Il serait divertissant, pensais-je, de voir la physionomie étonnée d’un de ces terribles juges patriciens, sortant d’une longue léthargie, et demandant à être vitement reconduit sur son siége, parmi les fers, les ceps, les tenailles, les chevalets, les assommoirs, les cordes, les couperets, et tous les autres abominables engins que l’on croyait nécessaires pour intimider les méchants, protéger les bons, et maintenir la paix publique.

« Monsieur, lui dirait-on, ce n’est pas le chemin du Rathhaus qu’il faut prendre. Si vous voulez bien venir à notre collection d’antiquités et d’œuvres d’art, on vous montrera un petit assortiment de ces vieilles curiosités.
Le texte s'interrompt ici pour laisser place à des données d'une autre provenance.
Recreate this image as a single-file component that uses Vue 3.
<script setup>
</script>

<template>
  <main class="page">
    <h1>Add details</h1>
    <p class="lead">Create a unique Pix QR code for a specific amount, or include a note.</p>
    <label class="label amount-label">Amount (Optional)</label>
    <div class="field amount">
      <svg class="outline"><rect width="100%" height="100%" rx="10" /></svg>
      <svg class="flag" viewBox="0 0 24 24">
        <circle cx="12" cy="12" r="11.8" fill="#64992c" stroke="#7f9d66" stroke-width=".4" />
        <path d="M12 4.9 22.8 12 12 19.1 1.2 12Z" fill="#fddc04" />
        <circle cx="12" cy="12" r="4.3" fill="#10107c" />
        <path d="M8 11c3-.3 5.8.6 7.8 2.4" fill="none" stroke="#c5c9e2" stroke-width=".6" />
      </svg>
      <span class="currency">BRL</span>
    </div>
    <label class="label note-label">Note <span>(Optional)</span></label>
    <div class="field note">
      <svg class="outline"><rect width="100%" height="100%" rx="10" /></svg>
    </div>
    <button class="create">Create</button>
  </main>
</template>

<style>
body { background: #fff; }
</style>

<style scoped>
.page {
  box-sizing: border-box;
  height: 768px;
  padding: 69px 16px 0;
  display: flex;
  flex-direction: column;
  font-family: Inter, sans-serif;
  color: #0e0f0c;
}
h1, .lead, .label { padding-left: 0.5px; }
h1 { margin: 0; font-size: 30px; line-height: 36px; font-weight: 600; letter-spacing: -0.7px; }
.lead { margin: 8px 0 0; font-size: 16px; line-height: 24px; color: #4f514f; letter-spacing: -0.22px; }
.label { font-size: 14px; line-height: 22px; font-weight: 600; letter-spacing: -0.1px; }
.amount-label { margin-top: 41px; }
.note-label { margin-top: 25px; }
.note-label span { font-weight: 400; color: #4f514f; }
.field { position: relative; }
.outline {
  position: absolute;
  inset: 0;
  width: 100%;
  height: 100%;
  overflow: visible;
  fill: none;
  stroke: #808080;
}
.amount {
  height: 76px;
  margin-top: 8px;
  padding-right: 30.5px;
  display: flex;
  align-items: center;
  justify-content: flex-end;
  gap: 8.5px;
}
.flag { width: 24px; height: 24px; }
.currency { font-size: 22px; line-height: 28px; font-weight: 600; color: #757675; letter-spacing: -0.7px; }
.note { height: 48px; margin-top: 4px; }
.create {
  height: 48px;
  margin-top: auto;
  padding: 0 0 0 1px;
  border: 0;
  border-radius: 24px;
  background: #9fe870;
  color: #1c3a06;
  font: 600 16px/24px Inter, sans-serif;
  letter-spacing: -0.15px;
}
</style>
— Curiosités ! monsieur, vieilles curiosités ! Et a-t-on mis aussi dans votre collection le beau gibet carré et sa grande roue en cocarde qui décoraient la plaine, non loin de la Frauenthor (porte des Dames)[4] ?

— Mon aïeul se souvenait en effet, monsieur, d’avoir vu, étant tout petit, quelques débris de ces vilaines choses. Aujourd’hui un chemin de fer passe sur l’ancien emplacement du gibet.
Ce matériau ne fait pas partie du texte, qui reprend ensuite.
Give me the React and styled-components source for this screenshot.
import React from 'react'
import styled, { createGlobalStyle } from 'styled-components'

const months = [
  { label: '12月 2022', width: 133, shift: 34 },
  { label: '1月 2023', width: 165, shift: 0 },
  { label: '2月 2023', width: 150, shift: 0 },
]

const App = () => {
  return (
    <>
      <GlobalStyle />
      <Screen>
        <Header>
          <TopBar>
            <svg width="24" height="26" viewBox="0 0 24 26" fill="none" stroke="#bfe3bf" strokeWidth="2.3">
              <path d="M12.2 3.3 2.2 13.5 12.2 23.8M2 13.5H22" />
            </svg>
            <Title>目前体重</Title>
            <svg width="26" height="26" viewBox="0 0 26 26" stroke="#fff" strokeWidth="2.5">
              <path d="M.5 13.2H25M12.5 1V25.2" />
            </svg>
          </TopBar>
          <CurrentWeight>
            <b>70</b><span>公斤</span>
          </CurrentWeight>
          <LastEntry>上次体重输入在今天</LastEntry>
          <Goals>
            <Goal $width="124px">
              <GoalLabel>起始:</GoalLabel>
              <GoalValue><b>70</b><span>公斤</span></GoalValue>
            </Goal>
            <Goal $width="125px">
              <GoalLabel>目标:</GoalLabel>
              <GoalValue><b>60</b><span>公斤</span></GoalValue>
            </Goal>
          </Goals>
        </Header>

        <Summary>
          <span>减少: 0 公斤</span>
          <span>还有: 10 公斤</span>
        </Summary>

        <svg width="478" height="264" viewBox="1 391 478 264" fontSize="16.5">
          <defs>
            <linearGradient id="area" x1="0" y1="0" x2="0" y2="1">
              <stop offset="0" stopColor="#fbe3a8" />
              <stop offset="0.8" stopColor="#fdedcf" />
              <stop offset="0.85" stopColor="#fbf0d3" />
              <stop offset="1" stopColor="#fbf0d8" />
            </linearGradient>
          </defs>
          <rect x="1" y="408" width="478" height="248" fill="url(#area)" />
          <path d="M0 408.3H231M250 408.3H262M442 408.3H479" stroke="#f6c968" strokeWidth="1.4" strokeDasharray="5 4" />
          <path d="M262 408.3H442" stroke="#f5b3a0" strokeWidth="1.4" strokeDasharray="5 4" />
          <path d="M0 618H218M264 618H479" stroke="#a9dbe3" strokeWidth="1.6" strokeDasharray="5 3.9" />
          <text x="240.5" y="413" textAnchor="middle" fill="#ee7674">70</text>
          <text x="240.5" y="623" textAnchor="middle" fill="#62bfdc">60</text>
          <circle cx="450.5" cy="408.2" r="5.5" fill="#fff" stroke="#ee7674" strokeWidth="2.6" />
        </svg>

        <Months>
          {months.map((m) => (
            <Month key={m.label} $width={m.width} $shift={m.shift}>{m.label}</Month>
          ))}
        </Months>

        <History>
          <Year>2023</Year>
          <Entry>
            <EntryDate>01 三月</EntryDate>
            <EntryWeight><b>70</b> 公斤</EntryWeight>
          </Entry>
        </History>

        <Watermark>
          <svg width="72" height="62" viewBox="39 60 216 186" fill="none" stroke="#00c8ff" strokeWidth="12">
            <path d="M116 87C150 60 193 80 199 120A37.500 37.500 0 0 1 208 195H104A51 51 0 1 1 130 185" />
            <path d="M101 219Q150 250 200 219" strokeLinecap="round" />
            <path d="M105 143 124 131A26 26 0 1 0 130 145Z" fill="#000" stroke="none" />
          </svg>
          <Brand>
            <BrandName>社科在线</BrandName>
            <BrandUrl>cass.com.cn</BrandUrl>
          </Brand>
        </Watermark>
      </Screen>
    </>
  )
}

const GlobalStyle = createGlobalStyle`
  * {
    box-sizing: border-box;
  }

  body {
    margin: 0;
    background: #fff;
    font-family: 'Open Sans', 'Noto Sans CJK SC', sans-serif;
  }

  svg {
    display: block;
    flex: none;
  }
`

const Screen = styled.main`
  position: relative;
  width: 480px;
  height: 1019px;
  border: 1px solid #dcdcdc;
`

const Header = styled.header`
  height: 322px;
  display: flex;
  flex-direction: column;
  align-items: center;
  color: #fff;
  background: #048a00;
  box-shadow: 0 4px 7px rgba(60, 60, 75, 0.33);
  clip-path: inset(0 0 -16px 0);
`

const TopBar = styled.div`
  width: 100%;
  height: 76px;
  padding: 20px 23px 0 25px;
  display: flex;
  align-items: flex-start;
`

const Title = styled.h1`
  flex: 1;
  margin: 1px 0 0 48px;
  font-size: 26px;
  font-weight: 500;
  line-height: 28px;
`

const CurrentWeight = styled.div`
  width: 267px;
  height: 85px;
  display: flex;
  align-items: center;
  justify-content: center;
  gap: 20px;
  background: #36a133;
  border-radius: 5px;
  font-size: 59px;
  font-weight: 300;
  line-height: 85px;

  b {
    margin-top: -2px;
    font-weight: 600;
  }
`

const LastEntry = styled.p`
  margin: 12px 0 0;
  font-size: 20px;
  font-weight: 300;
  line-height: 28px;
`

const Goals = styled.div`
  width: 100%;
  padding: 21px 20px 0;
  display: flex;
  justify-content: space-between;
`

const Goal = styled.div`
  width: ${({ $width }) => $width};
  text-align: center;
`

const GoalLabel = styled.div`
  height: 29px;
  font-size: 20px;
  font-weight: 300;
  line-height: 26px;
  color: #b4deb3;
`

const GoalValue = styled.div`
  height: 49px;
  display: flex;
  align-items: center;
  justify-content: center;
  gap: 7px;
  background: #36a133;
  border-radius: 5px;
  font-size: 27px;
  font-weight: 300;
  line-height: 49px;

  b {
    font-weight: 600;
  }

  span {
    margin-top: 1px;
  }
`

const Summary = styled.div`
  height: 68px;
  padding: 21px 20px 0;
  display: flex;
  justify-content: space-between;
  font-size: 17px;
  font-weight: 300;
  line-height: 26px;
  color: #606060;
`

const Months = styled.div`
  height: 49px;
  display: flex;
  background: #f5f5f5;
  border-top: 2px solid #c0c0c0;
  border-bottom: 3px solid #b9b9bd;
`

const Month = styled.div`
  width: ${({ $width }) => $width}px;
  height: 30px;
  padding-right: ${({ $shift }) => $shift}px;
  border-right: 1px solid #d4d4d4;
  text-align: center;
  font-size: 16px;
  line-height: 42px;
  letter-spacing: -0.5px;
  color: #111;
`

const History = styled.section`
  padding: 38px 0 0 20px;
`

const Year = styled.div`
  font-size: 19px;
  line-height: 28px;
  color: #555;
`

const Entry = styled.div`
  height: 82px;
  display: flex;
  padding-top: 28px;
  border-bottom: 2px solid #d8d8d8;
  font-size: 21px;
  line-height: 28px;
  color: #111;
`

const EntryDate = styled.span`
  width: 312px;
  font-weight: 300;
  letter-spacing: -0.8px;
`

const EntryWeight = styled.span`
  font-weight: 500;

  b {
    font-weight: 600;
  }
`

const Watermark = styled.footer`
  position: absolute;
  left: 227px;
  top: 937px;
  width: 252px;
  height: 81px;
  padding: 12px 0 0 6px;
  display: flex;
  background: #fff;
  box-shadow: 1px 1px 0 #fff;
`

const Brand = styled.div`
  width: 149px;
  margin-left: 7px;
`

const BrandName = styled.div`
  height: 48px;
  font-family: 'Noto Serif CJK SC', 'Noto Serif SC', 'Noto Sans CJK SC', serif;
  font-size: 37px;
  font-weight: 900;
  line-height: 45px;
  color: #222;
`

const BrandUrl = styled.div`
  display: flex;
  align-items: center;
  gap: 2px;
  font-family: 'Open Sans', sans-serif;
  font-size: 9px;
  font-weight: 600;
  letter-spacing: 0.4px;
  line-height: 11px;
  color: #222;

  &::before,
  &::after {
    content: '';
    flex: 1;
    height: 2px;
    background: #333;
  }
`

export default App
  1. Suite et fin. — Voy. page 17.
  2. « En l’année de Notre Seigneur 1530, la Vierge de fer fut construite pour le châtiment des malfaiteurs, au-dessus de la muraille du Froschthurm (tour des Grenouilles), vis-à-vis la place des Sieben Zeiler (les sept cordes)… Cette statue de fer avait sept pieds de haut : elle étendait ses bras en face du criminel, et, en lui donnant la mort, envoyait le pauvre pêcheur aux poissons ; car aussitôt que l’exécuteur mettait en mouvement la planche sur laquelle se tenait le condamné, elle s’enfonçait, et de larges sabres taillaient le malheureux en petits morceaux qui devenaient la proie des poissons dans des eaux cachées. » (D. I. C. Siebenkees. Materialen zur Nurnbergerischen Geschichte, etc. Nuremberg, 1792.)

    Une représentation exacte de la Vierge de fer a été publiée dans le Magasin pittoresque, tome XX, 1852, page 312.

  3. Habet senatum et magistratum a plebe distinctum. Nam vetustiores cives rempublicam administrant, et interim plebs suis rebus studet, de publicis minime curiosa.
  4. On voit ce gibet et cette roue au premier plan de la gravure de Pétrus Kœrius, publiée à Amsterdam en 1639, par Jean Janssen, et déjà citée plus haut.